The ruling of Germany's constitutional court at Karlsruhe on 7th September 2011, finding that Germany's contributions to the European bailout programme are constitutional, has a twofold implication: that the European system has sufficient legitimacy for the Bundestag to vote for the European Financial Stability Facility (EFSF), but clearly not enough to go down the route of any supranational debt-backing (and Eurobonds are nothing else). The latter definitely would require a change of treaty both at the European level and subsequently of Germany's Grundgesetz (basic law).

The (legitimate) German Angst in this discussion is the question of how long a Germany that used the Eurobond route as a way of serving its own interests could survive if other eurozone states continued to sink. In this sense, Germany is asking not whether supranational debt backing (with all its possible political consequences) could work for Europe, but whether Germany is strong enough to throw the life raft of Eurobonds to Europe (or instead risks sinking with its partners).

A year ago, I wrote an article for openDemocracy examining Germany's European dilemma in terms of the country's desire to break free from Europe and "go global" (see "Germany goes global: farewell, Europe", 14th September 2010). Now, after a series of emergency packages and bailouts that has failed to calm the financial storms, the Eurobond question has come to dominate the German and European debate (even though the option is still politically excluded by Ms. Merkel). The continued lack of an alternative vision suggests that a weakened Germany may now in fact be unable either to save the euro or to go it alone.

A leading European country that has no social vision or national narrative cannot have either for Europe. This helps explain why Angela Merkel is reluctant to take any decisive step over Eurobonds: it would inevitably entail a firm statement of Germany's position over more economic and political integration in Europe (a process in which Eurobonds would be one - but only one - element). Germany's paralysis on these big questions is both a German and a European tragedy.

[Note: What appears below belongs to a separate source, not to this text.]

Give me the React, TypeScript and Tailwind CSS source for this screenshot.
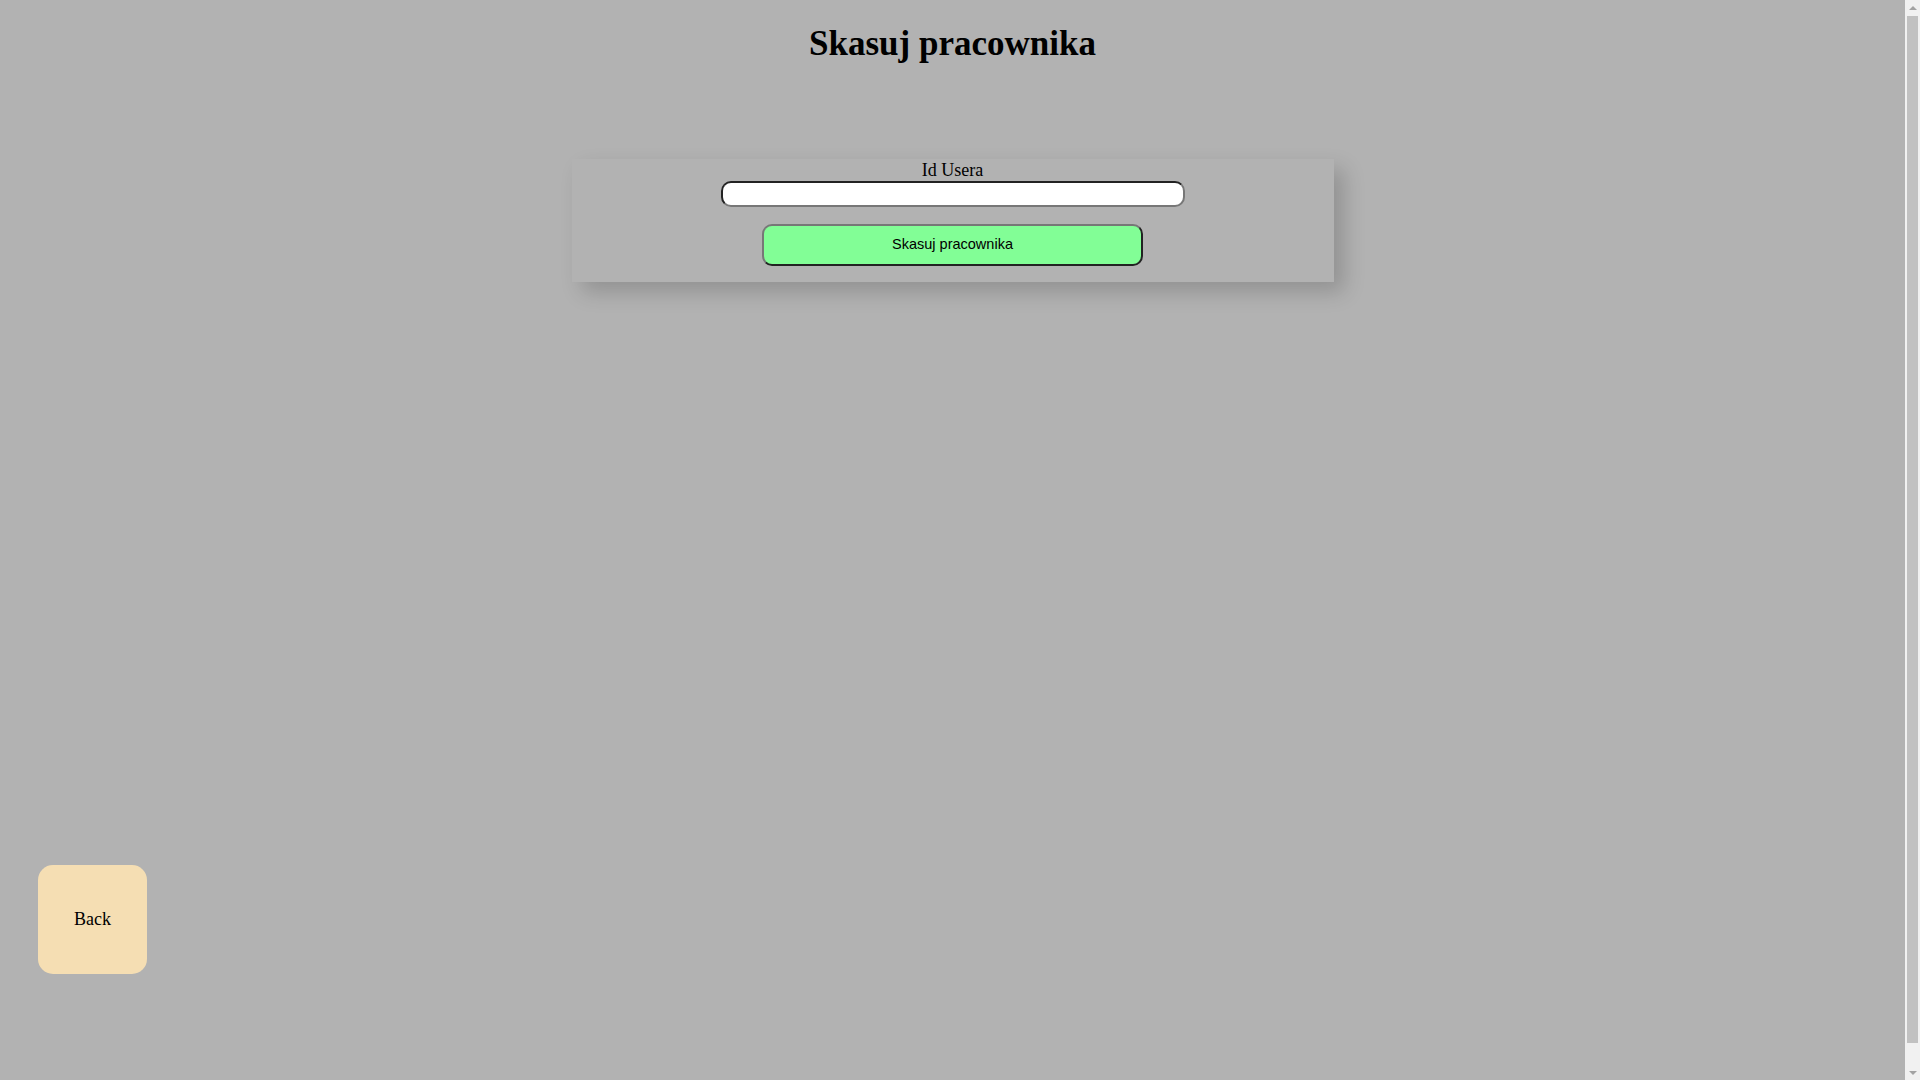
export default function App() {
  return (
    <div className="min-h-[1104px] w-full bg-[#b2b2b2] font-['Liberation_Serif',serif] text-black">
      <div className="mr-[15px] flex flex-col">
        {/* Title */}
        <h1 className="mt-[24px] text-center text-[35px] font-bold leading-[40px]">Skasuj pracownika</h1>

        {/* Delete form card */}
        <div className="mt-[95px] mx-auto w-[762px] bg-[#b2b2b2] shadow-[10px_10px_20px_rgba(0,0,0,0.18)] flex flex-col items-center pb-[16px]">
          <label htmlFor="userId" className="text-[18px] leading-[22px]">
            Id Usera
          </label>
          <input
            id="userId"
            type="text"
            className="w-[464px] h-[26px] bg-white rounded-[10px] border-2 border-t-[#222] border-l-[#222] border-b-[#777] border-r-[#777] outline-none px-2"
          />
          <button
            type="button"
            className="mt-[17px] w-[381px] h-[42px] bg-[#82fe96] rounded-[10px] border-2 border-t-[#777] border-l-[#777] border-b-[#222] border-r-[#222] font-['Liberation_Sans',Arial,sans-serif] text-[14.5px]"
          >
            Skasuj pracownika
          </button>
        </div>

        {/* Back button */}
        <div className="mt-[583px] pl-[38px] pb-[130px]">
          <button
            type="button"
            className="w-[109px] h-[109px] rounded-[15px] bg-[#f5deb3] text-[18px] flex items-center justify-center"
          >
            Back
          </button>
        </div>
      </div>

      {/* Page scrollbar */}
      <div className="fixed top-0 right-0 h-screen w-[15px] bg-[#f1f1f1] flex flex-col items-center">
        <div className="h-[15px] flex items-center justify-center">
          <div className="w-0 h-0 border-l-[4px] border-r-[4px] border-b-[4px] border-l-transparent border-r-transparent border-b-[#a3a3a3]" />
        </div>
        <div className="mt-[1px] w-[11px] h-[1027px] bg-[#c1c1c1]" />
        <div className="mt-auto h-[15px] flex items-center justify-center">
          <div className="w-0 h-0 border-l-[4px] border-r-[4px] border-t-[4px] border-l-transparent border-r-transparent border-t-[#a3a3a3]" />
        </div>
      </div>
    </div>
  )
}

Against this backdrop, German discussion on the eurozone (and now over Eurobonds) seems to be side theatre to the more profound question of the future of Germany's status as an "island of the blessed" in the middle of Europe. Will its growing problems (such as excluded young people) create a dynamic where Germany's social fabric and democratic health becomes as vulnerable as those of some of its neighbours?

The tipping point

The political ideal inspiring the euro was that a common European currency could serve as an instrument strong enough to surf the waves of international financial turmoil, and act among them as a force for stability (I worked for Jacques Delors and can confirm that this is what he meant!).

If it has never realised its potential, this is partly because the European left (starting with Tony Blair and his "third way", followed by Gerhard Schröder's "agenda 2010"), made "economic and monetary union" (EMU) and the euro itself prey to the ravenous financial markets - rather than using it as a tool to build a stronger European democracy based also on a "social" in addition to a "market" conception of the state.

This missed opportunity means that the original conception has become trapped in complexities, albeit important (such as the insane shifts from work rents to capital rents, institutional flaws that overlooked endemic tax evasion and corruption in Greece, and other aspects of moral hazard).

This evolution, which the financial crisis of 2008-11 has accentuated, long ago turned the euro into a scapegoat for German public opinion. The scapegoat might now be killed, in part because that seems much easier than correcting or containing the all-powerful financial markets through better regulation.

The only way to prevent this is through a return to the primacy of politics, where both a radical market logic and an easy populism are kept at bay. This would make the euro the European tool it was always meant to be, and put the question of what Germany really wants of Europe and of itself at the centre of the agenda. Germany remains the tipping point country for the future of Europe and the eurozone - despite itself.